Mozart wrote an astonishing 20 operas during his lifetime. The first, Apollo ed Hyacinthus (K38) was completed in 1768 when Mozart was just 8 years old and he finished the last opera in the final months of his life in 1791. Most of the operas are not performed often and while the music is beautiful the really great works are later on. Mozart's later operas plumb a depth which few later works have achieved, providing political and social commentary as well as a wonderful evening's entertainment.

The operas which are performed regularly are as follows:-

  1. Idomeneo K366, first performed at the Court Theatre in Munich in 1781.
  2. Die Entfuhrung aus dem Serail K384, first performed at the Burgtheater in Vienna, 1782.
  3. Le Nozze Di Figaro K492, first performed in 1786 at the Burgtheater in Vienna.
  4. Don Giovanni K527, first performed in 1787 at the Nationaltheater in Prague.
  5. Cosi Fan Tutte K588, first performed in 1790 at the Burgtheater in Vienna.
  6. La Clemenza Di Tito K621, first performed in 1791 at the Nationaltheater in Prague.
  7. Die Zauberflote K620, first performed at the Theater auf der Weiden, Vienna in 1791.

So which Mozart opera should you listen to first? I would consider Le Nozze Di Figaro to be a must for a first Mozart opera. It has a storyline which is somewhat easier to follow than some of the operas and the music is approachable and enjoyable. It is of course in any Mozart opera, but in for example La Clemenza Di Tito some of the arias are rather long and complex. The plot of Figaro is funny and fast moving, involving the characters from Rossini's later opera The Barber of Seville at a later point in their lives. In the story the Count is something of a womanizer, and the whole plot plays on this with some sarcastic political commentary by Beaumarchais, who wrote the play on which the libretto is based. The opera is also about forgiveness. Watch for the moment when the Countess asks the Count to forgive her, and he refuses. Later on, the Count asks the Countess for forgiveness which is granted. Both are great moments in the opera.

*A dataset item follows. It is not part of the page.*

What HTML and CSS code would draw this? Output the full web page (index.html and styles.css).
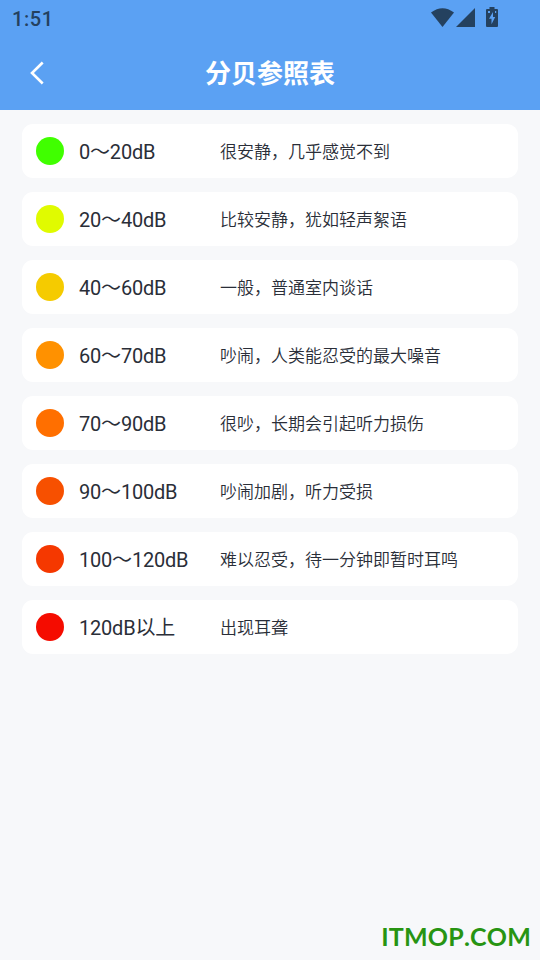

Another Mozart opera which works well for your early studies of his works is The Magic Flute (Die Zauberflote), a fantasy story about what happens to Tamino following his encounter with a monster from which he is saved by three mysterious ladies. This one is particularly good for younger viewers as it has pantomimic elements, but also has a more serious side. Mozart became a Freemason in the early 1780s and there are many elements of Freemasonry hidden within the music and plot, which are often brought out in different productions. It's in the Singspiel style with spoken dialogue interspersed in between the dialogue. If you can manage to get hold of the Ingmar Bergman recording available on a DVD produced by Criterion, it's about the best performance of the opera that I have ever seen.